■ **Exercise description**
Skip all pictures. Set down only the lines starting at the line containing "Rebuild this screenshot" and running to the end of the listing.

[Data entries]
• • •

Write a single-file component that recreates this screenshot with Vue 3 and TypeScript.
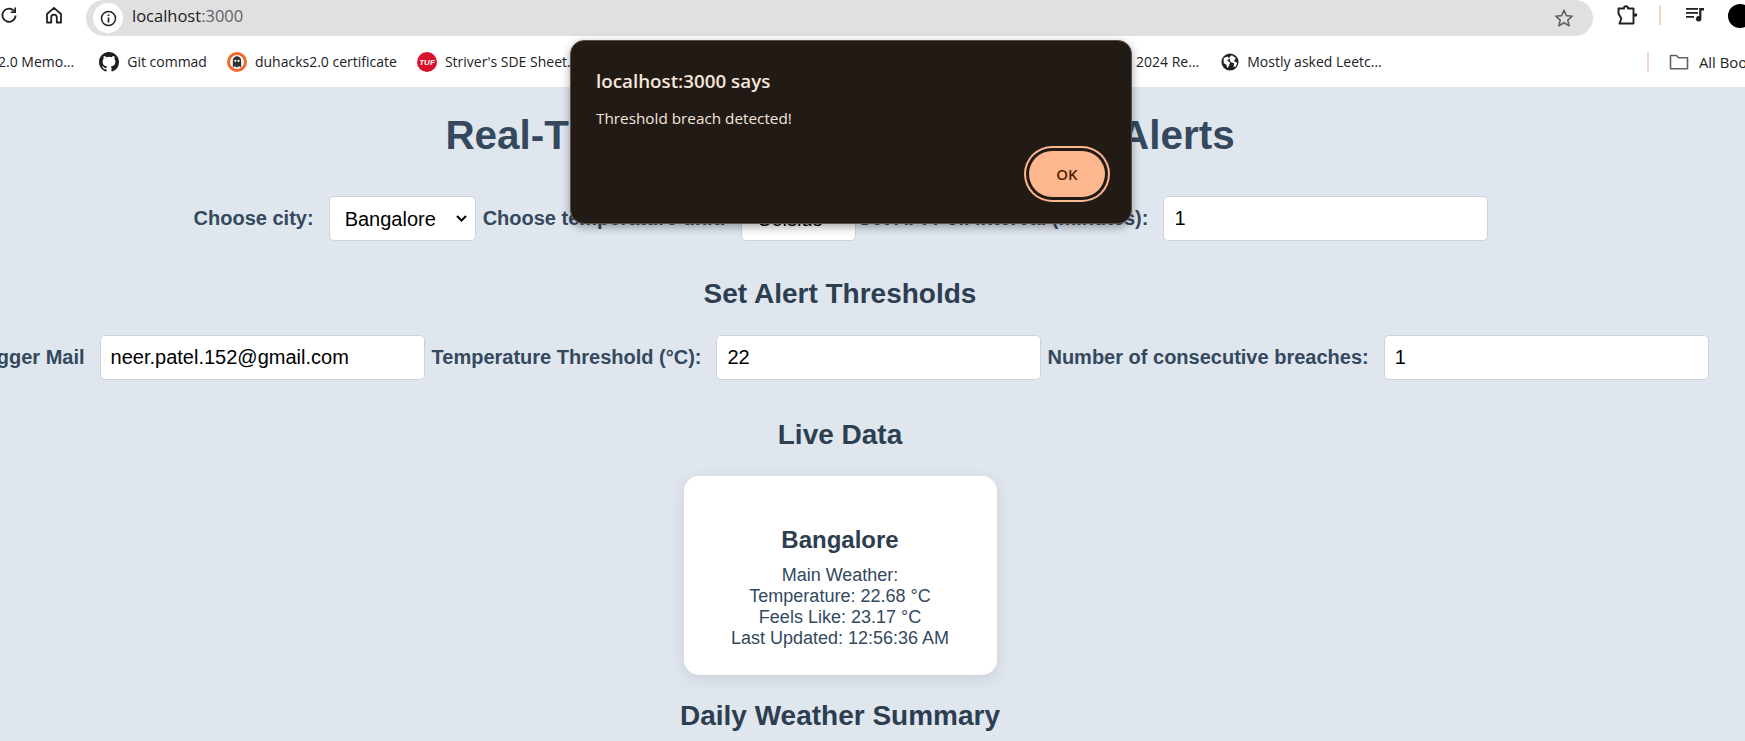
<script setup lang="ts">
const threshold = {
  mail: "neer.patel.152@gmail.com",
  temp: "22",
  breaches: "1",
};

const weather = ["Main Weather:", "Temperature: 22.68 °C", "Feels Like: 23.17 °C", "Last Updated: 12:56:36 AM"];
</script>

<template>
  <div class="window">
    <div class="toolbar">
      <svg class="reload" width="18" height="18" viewBox="0 0 18 18" fill="none" stroke="#202124" stroke-width="1.8">
        <path d="M14.5 5.5A6.6 6.6 0 1 0 15.6 9.5" />
        <path d="M15.2 1.6v4.6h-4.6" stroke-width="1.6" />
      </svg>
      <svg class="home" width="18" height="18" viewBox="0 0 18 18" fill="none" stroke="#202124" stroke-width="1.8" stroke-linejoin="round">
        <path d="M2 8 9 1.800 16 8v8.500h-4.200v-5a2.800 2.800 0 0 0-5.600 0v5H2z" />
      </svg>
      <div class="omnibox">
        <span class="info">
          <svg width="17" height="17" viewBox="0 0 17 17" fill="none" stroke="#202124" stroke-width="1.5">
            <circle cx="8.5" cy="8.5" r="7" />
            <path d="M8.5 7.5v5M8.5 4.4v1.7" stroke-width="1.7" />
          </svg>
        </span>
        <span class="url">localhost<span class="port">:3000</span></span>
        <svg class="star" width="20" height="20" viewBox="0 0 20 20" fill="none" stroke="#5f6368" stroke-width="1.6" stroke-linejoin="round">
          <path d="M10 2.2l2.4 5.4 5.8.6-4.4 3.9 1.3 5.7L10 14.8l-5.1 3 1.3-5.7-4.4-3.9 5.8-.6z" />
        </svg>
      </div>
      <svg class="ext" width="22" height="22" viewBox="0 0 22 22" fill="none" stroke="#202124" stroke-width="1.9" stroke-linejoin="round">
        <path d="M2.500 4.500h5.500c0-3 4-3 4 0h5.500v15H3.500l1.800-5L2.500 9.500z" />
        <circle cx="19.500" cy="11" r="1.800" fill="#202124" stroke="none" />
      </svg>
      <span class="sep"></span>
      <svg class="media" width="20" height="18" viewBox="0 0 20 18" fill="#202124">
        <path d="M1 2h12v1.8H1zM1 6h12v1.8H1zM1 10h8v1.8H1z" />
        <path d="M14.2 2H19v2.4h-2.6v8.4a2.7 2.7 0 1 1-2.2-2.6z" />
      </svg>
      <span class="avatar"></span>
    </div>

    <div class="bookmarks">
      <span class="bm first">2.0 Memo...</span>
      <span class="bm">
        <svg width="20" height="20" viewBox="0 0 16 16" fill="#1b1f23">
          <path d="M8 0C3.58 0 0 3.58 0 8c0 3.54 2.29 6.53 5.47 7.59.4.07.55-.17.55-.38 0-.19-.01-.82-.01-1.49-2.01.37-2.53-.49-2.69-.94-.09-.23-.48-.94-.82-1.13-.28-.15-.68-.52-.01-.53.63-.01 1.08.58 1.23.82.72 1.21 1.87.87 2.33.66.07-.52.28-.87.51-1.07-1.78-.2-3.64-.89-3.64-3.95 0-.87.31-1.59.82-2.15-.08-.2-.36-1.02.08-2.12 0 0 .67-.21 2.2.82a7.5 7.5 0 0 1 4 0c1.53-1.04 2.2-.82 2.2-.82.44 1.1.16 1.92.08 2.12.51.56.82 1.27.82 2.15 0 3.07-1.87 3.75-3.65 3.95.29.25.54.73.54 1.48 0 1.07-.01 1.93-.01 2.2 0 .21.15.46.55.38A8 8 0 0 0 16 8c0-4.42-3.58-8-8-8z" />
        </svg>
        Git commad
      </span>
      <span class="bm">
        <svg width="20" height="20" viewBox="0 0 20 20">
          <circle cx="10" cy="10" r="8.500" fill="#fff" stroke="#f0692a" stroke-width="3" />
          <path d="M5.800 15.500V8.500a4.200 4.200 0 0 1 8.400 0v7l-2.100-1.300-2.100 1.300-2.100-1.300z" fill="#333" />
          <circle cx="8.400" cy="8.800" r="1.100" fill="#fff" />
          <circle cx="11.600" cy="8.800" r="1.100" fill="#fff" />
        </svg>
        duhacks2.0 certificate
      </span>
      <span class="bm">
        <svg width="20" height="20" viewBox="0 0 20 20">
          <circle cx="10" cy="10" r="10" fill="#d9122e" />
          <text x="10" y="12.600" text-anchor="middle" fill="#fff" font-family="Liberation Sans, sans-serif" font-size="8" font-weight="700" font-style="italic">TUF</text>
        </svg>
        Striver's SDE Sheet...
      </span>
      <span class="bm hidden-item">2024 Re...</span>
      <span class="bm">
        <svg width="18" height="18" viewBox="0 0 20 20">
          <circle cx="10" cy="10" r="9.500" fill="#202124" />
          <path d="M3 5.500 7.500 4 9 6 7 8.500l3 2-1 3.500-2 3-1-4-3-2zM12 2.500l4.500 3-2 3.500 3.500 2-1.500 4-2.500.5.5-4-4-1.500L9 5z" fill="#fff" />
        </svg>
        Mostly asked Leetc...
      </span>
      <span class="bm-sep"></span>
      <span class="bm all">
        <svg width="20" height="20" viewBox="0 0 20 20" fill="none" stroke="#5f6368" stroke-width="1.6" stroke-linejoin="round">
          <path d="M1.500 3.500h6l2 2.200h9v11h-17z" />
        </svg>
        All Bookmarks
      </span>
    </div>

    <main class="page">
      <h1>Real-Time Weather Monitoring and Alerts</h1>

      <div class="row row-config">
        <label>Choose city:</label>
        <select class="city">
          <option>Bangalore</option>
        </select>
        <label>Choose temperature unit:</label>
        <select class="unit">
          <option>Celsius</option>
        </select>
        <label>Set API Poll Interval (minutes):</label>
        <input type="text" value="1" />
      </div>

      <h2>Set Alert Thresholds</h2>

      <div class="row row-alert">
        <label>Trigger Mail</label>
        <input class="mail" type="text" :value="threshold.mail" />
        <label>Temperature Threshold (°C):</label>
        <input type="text" :value="threshold.temp" />
        <label>Number of consecutive breaches:</label>
        <input type="text" :value="threshold.breaches" />
      </div>

      <h2 class="live">Live Data</h2>

      <div class="card">
        <h3>Bangalore</h3>
        <p v-for="line in weather" :key="line">{{ line }}</p>
      </div>

      <h2 class="daily">Daily Weather Summary</h2>
    </main>

    <div class="dialog">
      <div class="dialog-title">localhost:3000 says</div>
      <div class="dialog-msg">Threshold breach detected!</div>
      <button class="ok">OK</button>
    </div>
  </div>
</template>

<style>
html,
body {
  margin: 0;
  overflow: hidden;
}
</style>

<style scoped>
.window {
  position: relative;
  width: 1745px;
  height: 741px;
  overflow: hidden;
  background: #dfe6ee;
  font-family: "Liberation Sans", Arial, sans-serif;
}

.toolbar {
  display: flex;
  align-items: flex-start;
  height: 36px;
  background: #fff;
}
.reload {
  margin: 6px 0 0 0;
  flex: none;
}
.home {
  margin: 6px 0 0 27px;
  flex: none;
}
.omnibox {
  display: flex;
  align-items: center;
  width: 1507px;
  height: 36px;
  margin-left: 23px;
  padding-left: 7px;
  box-sizing: border-box;
  background: #e0e0e0;
  border-radius: 18px;
  flex: none;
}
.info {
  display: flex;
  align-items: center;
  justify-content: center;
  width: 30px;
  height: 30px;
  border-radius: 50%;
  background: #fff;
}
.url {
  margin-left: 9px;
  margin-top: -5px;
  font-family: "Open Sans", "Noto Sans", sans-serif;
  font-size: 16.500px;
  color: #202124;
}
.port {
  color: #5f6368;
}
.star {
  margin-left: auto;
  margin-right: 19px;
}
.ext {
  margin: 4px 0 0 23px;
  flex: none;
}
.sep {
  width: 2px;
  height: 20px;
  margin: 5px 0 0 21px;
  background: #f7d5c4;
  flex: none;
}
.media {
  margin: 6px 0 0 24px;
  flex: none;
}
.avatar {
  width: 24px;
  height: 24px;
  margin: 4px 0 0 23px;
  border-radius: 50%;
  background: #000;
  flex: none;
}

.bookmarks {
  display: flex;
  align-items: center;
  height: 51px;
  background: #fff;
  font-family: "Open Sans", "Noto Sans", sans-serif;
  font-size: 14px;
  color: #202124;
  white-space: nowrap;
}
.bm {
  display: flex;
  align-items: center;
  gap: 8px;
  margin-left: 20px;
}
.bm svg {
  flex: none;
}
.bm.first {
  margin-left: -2px;
}
.bm.first + .bm {
  margin-left: 25px;
}
.bm.hidden-item {
  margin-left: 558px;
}
.bm.hidden-item + .bm {
  margin-left: 22px;
}
.bm-sep {
  width: 2px;
  height: 20px;
  margin-left: auto;
  background: #f7d5c4;
}
.bm.all {
  gap: 10px;
  width: 122px;
  margin-left: 20px;
  margin-right: -46px;
  font-size: 14.800px;
}

.page {
  width: 1680px;
  color: #34495e;
}
h1 {
  margin: 0;
  padding-top: 25px;
  font-size: 40.400px;
  line-height: 46px;
  font-weight: 700;
  text-align: center;
  color: #34495e;
}
h2 {
  margin: 37px 0 0;
  font-size: 28px;
  line-height: 32px;
  font-weight: 700;
  text-align: center;
  color: #2c3e50;
}
h2.live {
  margin-top: 39px;
}
h2.daily {
  margin-top: 25px;
}
.row {
  display: flex;
  justify-content: center;
  align-items: center;
  margin-top: 38px;
  white-space: nowrap;
}
.row-config {
  padding-left: 2px;
}
.row-alert {
  margin-top: 25px;
  padding-left: 1px;
}
label {
  margin-right: 15px;
  font-size: 20px;
  font-weight: 700;
  color: #34495e;
  flex: none;
}
input,
select {
  box-sizing: border-box;
  height: 45px;
  margin-right: 6px;
  padding: 0 10px;
  font-family: "Liberation Sans", Arial, sans-serif;
  font-size: 20px;
  color: #000;
  background: #fff;
  border: 1px solid #ccd3df;
  border-radius: 5px;
  flex: none;
}
input {
  width: 325px;
}
.row > :last-child {
  margin-right: 0;
}
input.mail {
  margin-right: 7px;
}
select {
  appearance: none;
  background-image: url("data:image/svg+xml,%3Csvg xmlns='http://www.w3.org/2000/svg' width='11' height='7' viewBox='0 0 11 7'%3E%3Cpath d='M1 1l4.500 4.500L10 1' fill='none' stroke='%23000' stroke-width='2'/%3E%3C/svg%3E");
  background-repeat: no-repeat;
  background-position: right 8px center;
}
.city {
  width: 147px;
  margin-right: 7px;
  padding-left: 15px;
}
.unit {
  width: 115px;
  margin-right: 2px;
  padding-left: 15px;
}

.card {
  box-sizing: border-box;
  width: 313px;
  height: 199px;
  margin: 25px auto 0;
  padding-top: 50px;
  text-align: center;
  background: #fff;
  border-radius: 15px;
  box-shadow: 0 4px 15px rgba(0, 0, 0, 0.1);
}
.card h3 {
  margin: 0 0 11px;
  font-size: 24px;
  line-height: 28px;
  font-weight: 700;
  color: #2c3e50;
}
.card p {
  margin: 0;
  font-size: 18px;
  line-height: 21px;
  color: #34495e;
}

.dialog {
  position: absolute;
  left: 570px;
  top: 40px;
  box-sizing: border-box;
  width: 562px;
  height: 184px;
  padding: 28px 25px 0;
  font-family: "Open Sans", "Noto Sans", sans-serif;
  color: #f5e6dc;
  background: #221a15;
  border: 1px solid #5c5148;
  border-radius: 14px;
  box-shadow: 0 3px 10px rgba(0, 0, 0, 0.35);
}
.dialog-title {
  font-size: 18.800px;
  line-height: 24px;
  font-weight: 600;
}
.dialog-msg {
  margin-top: 15px;
  font-size: 15.300px;
  line-height: 20px;
}
.ok {
  position: absolute;
  right: 26px;
  bottom: 26px;
  width: 76px;
  height: 46px;
  padding: 0;
  font-family: "Open Sans", "Noto Sans", sans-serif;
  font-size: 15px;
  font-weight: 600;
  color: #4f2200;
  background: #feb78f;
  border: none;
  border-radius: 23px;
  box-shadow: 0 0 0 3px #221a15, 0 0 0 5px #feb78f;
}
</style>
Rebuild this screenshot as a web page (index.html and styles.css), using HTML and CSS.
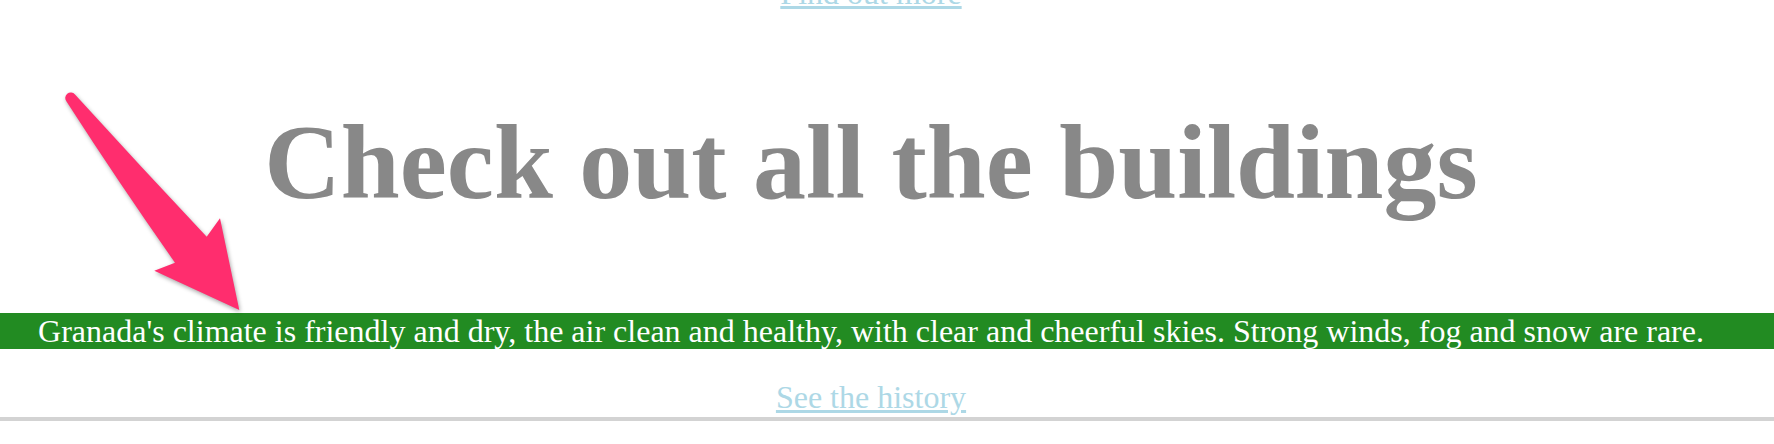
FILE: index.html
```html
<!DOCTYPE html>
<html lang="en">
<head>
<meta charset="utf-8">
<title>Granada</title>
<link rel="stylesheet" href="styles.css">
</head>
<body>
  <div class="intro">
    <a class="more-link" href="#">Find out more</a>
  </div>
  <section class="buildings">
    <h1 class="title">Check out all the buildings</h1>
    <p class="climate">Granada's climate is friendly and dry, the air clean and healthy, with clear and cheerful skies. Strong winds, fog and snow are rare.</p>
    <div class="history">
      <a class="more-link" href="#">See the history</a>
    </div>
  </section>
  <svg class="arrow" width="300" height="330" viewBox="0 0 300 330" aria-hidden="true">
    <path class="arrow-shape" d="M 66.5 101.5 A 4.6 4.6 0 0 1 75 94.5 Q 141 167 206.7 236.7 L 220 218.3 L 239.3 310 L 154.3 270.7 L 175 262.7 Q 119 183 66.5 101.5 Z"/>
  </svg>
</body>
</html>
```

FILE: styles.css
```css
html, body {
  background: #ffffff;
}

body {
  margin: 0;
  font-family: "Liberation Serif", "Times New Roman", serif;
  font-size: 32px;
}

.more-link {
  color: #add8e6;
  text-decoration: underline;
}

.intro {
  margin-top: -25px;
  padding-right: 32px;
  text-align: center;
}

.title {
  margin: 90px 0 0;
  padding-right: 32px;
  font-size: 106px;
  font-weight: bold;
  color: #888888;
  text-align: center;
  line-height: normal;
}

.climate {
  margin: 89px 0 0;
  padding-right: 32px;
  background: #228b22;
  color: #ffffff;
  line-height: 36px;
  text-align: center;
}

.history {
  margin-top: 30px;
  padding: 0 32px 1px 0;
  text-align: center;
  border-bottom: 4px solid #d3d3d3;
}

.arrow {
  position: absolute;
  left: 0;
  top: 0;
  overflow: visible;
  filter: drop-shadow(1px 2px 2px rgba(0, 0, 0, 0.35));
}

.arrow-shape {
  fill: #ff2d6e;
}
```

• • •

■ **Worked solution**
Rebuild this screenshot as a web page (index.html and styles.css), using HTML and CSS.
FILE: index.html
```html
<!DOCTYPE html>
<html lang="en">
<head>
<meta charset="utf-8">
<title>Granada</title>
<link rel="stylesheet" href="styles.css">
</head>
<body>
  <div class="intro">
    <a class="more-link" href="#">Find out more</a>
  </div>
  <section class="buildings">
    <h1 class="title">Check out all the buildings</h1>
    <p class="climate">Granada's climate is friendly and dry, the air clean and healthy, with clear and cheerful skies. Strong winds, fog and snow are rare.</p>
    <div class="history">
      <a class="more-link" href="#">See the history</a>
    </div>
  </section>
  <svg class="arrow" width="300" height="330" viewBox="0 0 300 330" aria-hidden="true">
    <path class="arrow-shape" d="M 66.5 101.5 A 4.6 4.6 0 0 1 75 94.5 Q 141 167 206.7 236.7 L 220 218.3 L 239.3 310 L 154.3 270.7 L 175 262.7 Q 119 183 66.5 101.5 Z"/>
  </svg>
</body>
</html>
```

FILE: styles.css
```css
html, body {
  background: #ffffff;
}

body {
  margin: 0;
  font-family: "Liberation Serif", "Times New Roman", serif;
  font-size: 32px;
}

.more-link {
  color: #add8e6;
  text-decoration: underline;
}

.intro {
  margin-top: -25px;
  padding-right: 32px;
  text-align: center;
}

.title {
  margin: 90px 0 0;
  padding-right: 32px;
  font-size: 106px;
  font-weight: bold;
  color: #888888;
  text-align: center;
  line-height: normal;
}

.climate {
  margin: 89px 0 0;
  padding-right: 32px;
  background: #228b22;
  color: #ffffff;
  line-height: 36px;
  text-align: center;
}

.history {
  margin-top: 30px;
  padding: 0 32px 1px 0;
  text-align: center;
  border-bottom: 4px solid #d3d3d3;
}

.arrow {
  position: absolute;
  left: 0;
  top: 0;
  overflow: visible;
  filter: drop-shadow(1px 2px 2px rgba(0, 0, 0, 0.35));
}

.arrow-shape {
  fill: #ff2d6e;
}
```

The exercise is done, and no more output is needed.